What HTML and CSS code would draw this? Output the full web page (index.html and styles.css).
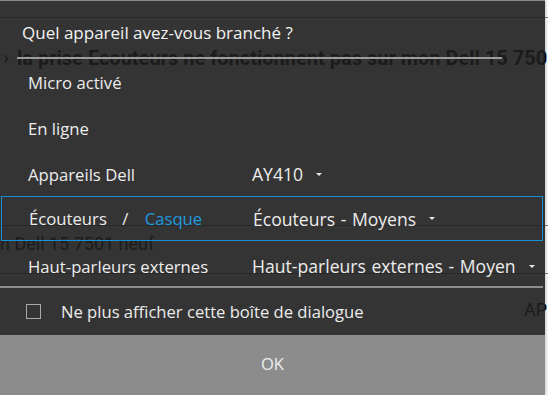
FILE: index.html
```html
<!DOCTYPE html>
<html lang="fr">
<head>
  <meta charset="UTF-8">
  <meta name="viewport" content="width=device-width, initial-scale=1.0">
  <title>Périphérique branché</title>
  <link rel="stylesheet" href="styles.css">
</head>
<body>
  <!-- page behind the dialog -->
  <div class="page">
    <div class="page-head"></div>
    <p class="page-title"><span class="chevron">›</span>la prise Ecouteurs ne fonctionnent pas sur mon Dell 15 7501</p>
    <div class="page-rule"></div>
    <p class="page-text">n Dell 15 7501 neuf</p>
    <div class="page-rule short"></div>
    <p class="page-tag">AP</p>
  </div>

  <div class="dialog">
    <h1 class="dialog-title">Quel appareil avez-vous branché ?</h1>
    <div class="title-rule"></div>

    <ul class="device-list">
      <li class="device">Micro activé</li>
      <li class="device">En ligne</li>
      <li class="device">
        <span class="device-name">Appareils Dell</span>
        <span class="picker"><span class="picker-value">AY410</span><span class="caret"></span></span>
      </li>
      <li class="device selected">
        <span class="device-name">Écouteurs <span class="slash">/</span> <span class="alt">Casque</span></span>
        <span class="picker"><span class="picker-value">Écouteurs - Moyens</span><span class="caret"></span></span>
      </li>
      <li class="device last">
        <span class="device-name">Haut-parleurs externes</span>
        <span class="picker"><span class="picker-value">Haut-parleurs externes - Moyens</span><span class="caret"></span></span>
      </li>
    </ul>

    <div class="separator"></div>

    <label class="dont-show">
      <span class="checkbox"></span>
      Ne plus afficher cette boîte de dialogue
    </label>

    <button class="ok-btn">OK</button>
  </div>
</body>
</html>
```

FILE: styles.css
```css
body {
  margin: 0;
  background-color: #fff;
  overflow: hidden;
  height: 395px;
  position: relative;
}

/* background page */
.page {
  font-family: Roboto, sans-serif;
  color: #000;
  white-space: nowrap;
}

.page-head {
  height: 17px;
  border-bottom: 1px solid #888;
}

.page-title {
  margin: 28px 0 0;
  padding-left: 3px;
  font-size: 20px;
  line-height: 24px;
  font-weight: bold;
}

.chevron {
  display: inline-block;
  width: 14px;
  font-weight: normal;
}

.page-rule {
  margin-top: 155px;
  border-top: 1px solid #888;
}

.page-text {
  margin: 7px 0 0;
  font-size: 18px;
  line-height: 22px;
}

.page-rule.short {
  margin-top: 18px;
}

.page-tag {
  margin: 25px 0 0;
  padding-left: 524px;
  font-size: 18px;
  line-height: 22px;
}

/* dialog */
.dialog {
  position: absolute;
  top: 0;
  left: 0;
  width: 545px;
  height: 395px;
  box-sizing: border-box;
  border-top: 1px solid #8a8a8a;
  background-color: rgba(30, 30, 30, 0.9);
  box-shadow: 1px 0 3px rgba(0, 0, 0, 0.25);
  display: flex;
  flex-direction: column;
  font-family: "Open Sans", sans-serif;
  color: #eee;
}

.dialog-title {
  margin: 21px 0 0 22px;
  font-size: 17px;
  line-height: 22px;
  font-weight: normal;
  color: #f2f2f2;
}

.title-rule {
  margin: 13px 0 0 17px;
  width: 485px;
  height: 2px;
  background-color: #9c9c9c;
}

.device-list {
  list-style: none;
  margin: 0;
  padding: 0;
}

.device {
  display: flex;
  align-items: center;
  height: 46px;
  padding-left: 28px;
  font-size: 16.7px;
  color: #ececec;
}

.device-name {
  width: 224px;
  flex-shrink: 0;
}

.slash {
  margin: 0 12px 0 11px;
}

.alt {
  color: #1e9be0;
}

.device.selected {
  height: 45px;
  margin: -1px 2px 0 1px;
  padding-left: 27px;
  border: 1px solid #1691d6;
  box-sizing: border-box;
}

.device.last {
  height: 45px;
  padding-top: 5px;
  box-sizing: border-box;
}

.picker {
  display: flex;
  align-items: center;
  max-width: 283px;
  font-size: 17.6px;
}

.picker-value {
  overflow: hidden;
  white-space: nowrap;
  word-spacing: 1px;
}

.caret {
  flex-shrink: 0;
  margin-left: 13px;
  width: 0;
  height: 0;
  border-left: 3.5px solid transparent;
  border-right: 3.5px solid transparent;
  border-top: 3.5px solid #e6e6e6;
}

.separator {
  margin-right: 2px;
  height: 2px;
  background-color: #8c8c8c;
}

.dont-show {
  display: flex;
  align-items: center;
  height: 47px;
  padding-left: 26px;
  font-size: 16.6px;
  color: #ececec;
}

.checkbox {
  width: 13px;
  height: 13px;
  border: 1px solid #a8a8a8;
  margin-right: 20px;
}

.ok-btn {
  flex: 1;
  border: none;
  background-color: #8c8c8c;
  color: #ececec;
  font-family: "Open Sans", sans-serif;
  font-size: 16.6px;
  padding: 0 0 4px;
}
```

*What you have to do:* Give every line back word for word and leave the pictures out.

*Correct output:*
What HTML and CSS code would draw this? Output the full web page (index.html and styles.css).
FILE: index.html
```html
<!DOCTYPE html>
<html lang="fr">
<head>
  <meta charset="UTF-8">
  <meta name="viewport" content="width=device-width, initial-scale=1.0">
  <title>Périphérique branché</title>
  <link rel="stylesheet" href="styles.css">
</head>
<body>
  <!-- page behind the dialog -->
  <div class="page">
    <div class="page-head"></div>
    <p class="page-title"><span class="chevron">›</span>la prise Ecouteurs ne fonctionnent pas sur mon Dell 15 7501</p>
    <div class="page-rule"></div>
    <p class="page-text">n Dell 15 7501 neuf</p>
    <div class="page-rule short"></div>
    <p class="page-tag">AP</p>
  </div>

  <div class="dialog">
    <h1 class="dialog-title">Quel appareil avez-vous branché ?</h1>
    <div class="title-rule"></div>

    <ul class="device-list">
      <li class="device">Micro activé</li>
      <li class="device">En ligne</li>
      <li class="device">
        <span class="device-name">Appareils Dell</span>
        <span class="picker"><span class="picker-value">AY410</span><span class="caret"></span></span>
      </li>
      <li class="device selected">
        <span class="device-name">Écouteurs <span class="slash">/</span> <span class="alt">Casque</span></span>
        <span class="picker"><span class="picker-value">Écouteurs - Moyens</span><span class="caret"></span></span>
      </li>
      <li class="device last">
        <span class="device-name">Haut-parleurs externes</span>
        <span class="picker"><span class="picker-value">Haut-parleurs externes - Moyens</span><span class="caret"></span></span>
      </li>
    </ul>

    <div class="separator"></div>

    <label class="dont-show">
      <span class="checkbox"></span>
      Ne plus afficher cette boîte de dialogue
    </label>

    <button class="ok-btn">OK</button>
  </div>
</body>
</html>
```

FILE: styles.css
```css
body {
  margin: 0;
  background-color: #fff;
  overflow: hidden;
  height: 395px;
  position: relative;
}

/* background page */
.page {
  font-family: Roboto, sans-serif;
  color: #000;
  white-space: nowrap;
}

.page-head {
  height: 17px;
  border-bottom: 1px solid #888;
}

.page-title {
  margin: 28px 0 0;
  padding-left: 3px;
  font-size: 20px;
  line-height: 24px;
  font-weight: bold;
}

.chevron {
  display: inline-block;
  width: 14px;
  font-weight: normal;
}

.page-rule {
  margin-top: 155px;
  border-top: 1px solid #888;
}

.page-text {
  margin: 7px 0 0;
  font-size: 18px;
  line-height: 22px;
}

.page-rule.short {
  margin-top: 18px;
}

.page-tag {
  margin: 25px 0 0;
  padding-left: 524px;
  font-size: 18px;
  line-height: 22px;
}

/* dialog */
.dialog {
  position: absolute;
  top: 0;
  left: 0;
  width: 545px;
  height: 395px;
  box-sizing: border-box;
  border-top: 1px solid #8a8a8a;
  background-color: rgba(30, 30, 30, 0.9);
  box-shadow: 1px 0 3px rgba(0, 0, 0, 0.25);
  display: flex;
  flex-direction: column;
  font-family: "Open Sans", sans-serif;
  color: #eee;
}

.dialog-title {
  margin: 21px 0 0 22px;
  font-size: 17px;
  line-height: 22px;
  font-weight: normal;
  color: #f2f2f2;
}

.title-rule {
  margin: 13px 0 0 17px;
  width: 485px;
  height: 2px;
  background-color: #9c9c9c;
}

.device-list {
  list-style: none;
  margin: 0;
  padding: 0;
}

.device {
  display: flex;
  align-items: center;
  height: 46px;
  padding-left: 28px;
  font-size: 16.7px;
  color: #ececec;
}

.device-name {
  width: 224px;
  flex-shrink: 0;
}

.slash {
  margin: 0 12px 0 11px;
}

.alt {
  color: #1e9be0;
}

.device.selected {
  height: 45px;
  margin: -1px 2px 0 1px;
  padding-left: 27px;
  border: 1px solid #1691d6;
  box-sizing: border-box;
}

.device.last {
  height: 45px;
  padding-top: 5px;
  box-sizing: border-box;
}

.picker {
  display: flex;
  align-items: center;
  max-width: 283px;
  font-size: 17.6px;
}

.picker-value {
  overflow: hidden;
  white-space: nowrap;
  word-spacing: 1px;
}

.caret {
  flex-shrink: 0;
  margin-left: 13px;
  width: 0;
  height: 0;
  border-left: 3.5px solid transparent;
  border-right: 3.5px solid transparent;
  border-top: 3.5px solid #e6e6e6;
}

.separator {
  margin-right: 2px;
  height: 2px;
  background-color: #8c8c8c;
}

.dont-show {
  display: flex;
  align-items: center;
  height: 47px;
  padding-left: 26px;
  font-size: 16.6px;
  color: #ececec;
}

.checkbox {
  width: 13px;
  height: 13px;
  border: 1px solid #a8a8a8;
  margin-right: 20px;
}

.ok-btn {
  flex: 1;
  border: none;
  background-color: #8c8c8c;
  color: #ececec;
  font-family: "Open Sans", sans-serif;
  font-size: 16.6px;
  padding: 0 0 4px;
}
```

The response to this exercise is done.